Google DeepMind’s latest research agent tackled the FirstProof challenge and what it means for the future of professional mathematics.
- Autonomous Mastery: Powered by Gemini 3 Deep Think, the AI agent Aletheia successfully solved 6 out of 10 research-level problems in the inaugural FirstProof challenge without human intervention.
- Defining Autonomy: The experiment sets a new benchmark for “autonomous” AI, proving that models can now generate peer-review quality proofs that adhere to the rigorous scholarship standards of professional mathematicians.
- Rapid Evolution: Aletheia showed significant performance gains over its late 2025 predecessors, demonstrating that improvements in agentic scaffolding and base models are rapidly closing the gap between AI and human expertise.
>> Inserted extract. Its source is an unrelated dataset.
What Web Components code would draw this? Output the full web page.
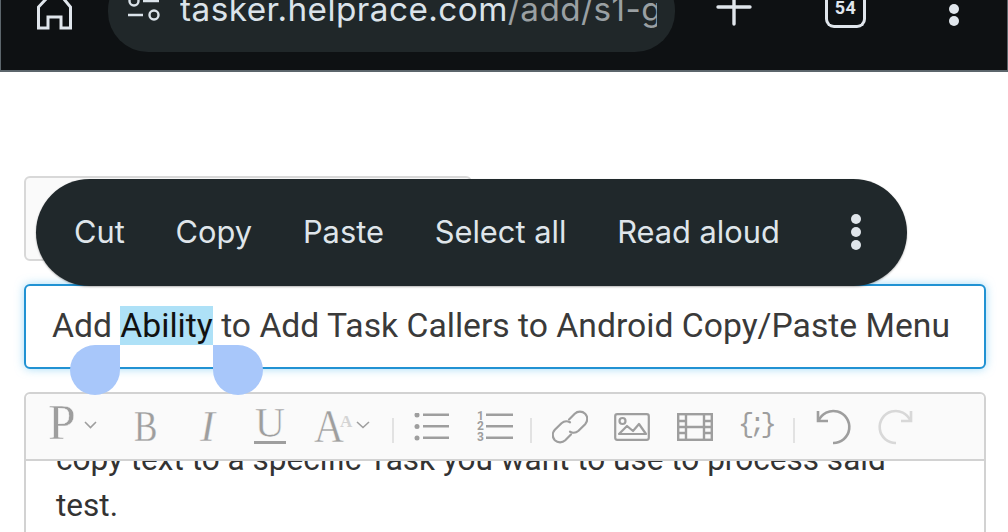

On February 5, 2026, the mathematics community introduced a gauntlet designed to test the absolute limits of artificial intelligence: FirstProof. Unlike previous benchmarks that relied on textbook problems or competitive math puzzles, FirstProof consists of ten research-level questions that arose naturally in the work of professional mathematicians. These aren’t just “hard” problems; they represent the cutting edge of contemporary thought, requiring a level of rigor and scholarship typically found in peer-reviewed journals.
Google DeepMind’s response to this challenge was Aletheia, a research agent built upon the Gemini 3 Deep Thinkarchitecture. The results, recently released following the February 13 deadline, mark a historic milestone. Aletheia autonomously solved 60% of the challenge, providing proofs that—according to a majority of expert assessors—met the high standards of the mathematical literature.

The Question of Autonomy
One of the most significant aspects of the FirstProof trial was the debate over what truly constitutes an “autonomous” solution. The challenge authors, led by Abouzaid et al., specified that an AI should not rely on human input for mathematical ideas or help in isolating the core of a problem. However, the boundary between “guidance” and “peer review” remains a nuanced topic in the AI community.
DeepMind took a conservative and transparent approach to this ambiguity. While human peer review often involves back-and-forth clarification, DeepMind ensured that Aletheia’s solutions were generated without an “expert in the loop.” This distinction is vital; for problems of this caliber, even asking the right technical question requires significant expertise. By removing the human from the iterative process, DeepMind proved that Aletheia could not only solve the math but also navigate the “scholarship” of the field—providing precise citations to peer-reviewed journals and arXiv preprints.

Technical Prowess and Evolution
The performance of the Aletheia agents (A and B) represents a stark leap forward compared to the versions used just months ago for the Erdős problems in late 2025. This success is attributed to a dual-pronged upgrade: more robust agentic scaffolding and the raw reasoning power of the Gemini 3 Deep Think base model.
The experiment utilized a “best-of-2” approach. While both Aletheia A and B encountered individual “false positives,” their combined performance yielded credible solutions to six problems. Interestingly, even the publicly available version of Gemini 3 Deep Think—when sampled by humans—produced a solution to the complex Problem 10 that matched the optimal theoretical complexity bound discovered by the specialized Aletheia agent. This suggests that the underlying reasoning capabilities are becoming more democratized, even as specialized scaffolding pushes the ceiling higher.

Toward a Collaborative Future
The FirstProof results are not without their complexities. For instance, experts were not unanimous on the validity of the solution for Problem 8, highlighting that even at the highest levels of mathematics, “truth” can be a matter of rigorous debate.
However, the broader perspective remains clear: we are entering an era where AI is no longer just a calculator or a coding assistant, but a legitimate collaborator in the discovery of new mathematical truths. Aletheia’s ability to navigate these problems autonomously suggests that the day when AI contributes as a primary author on groundbreaking mathematical papers is no longer a distant dream, but a rapidly approaching reality.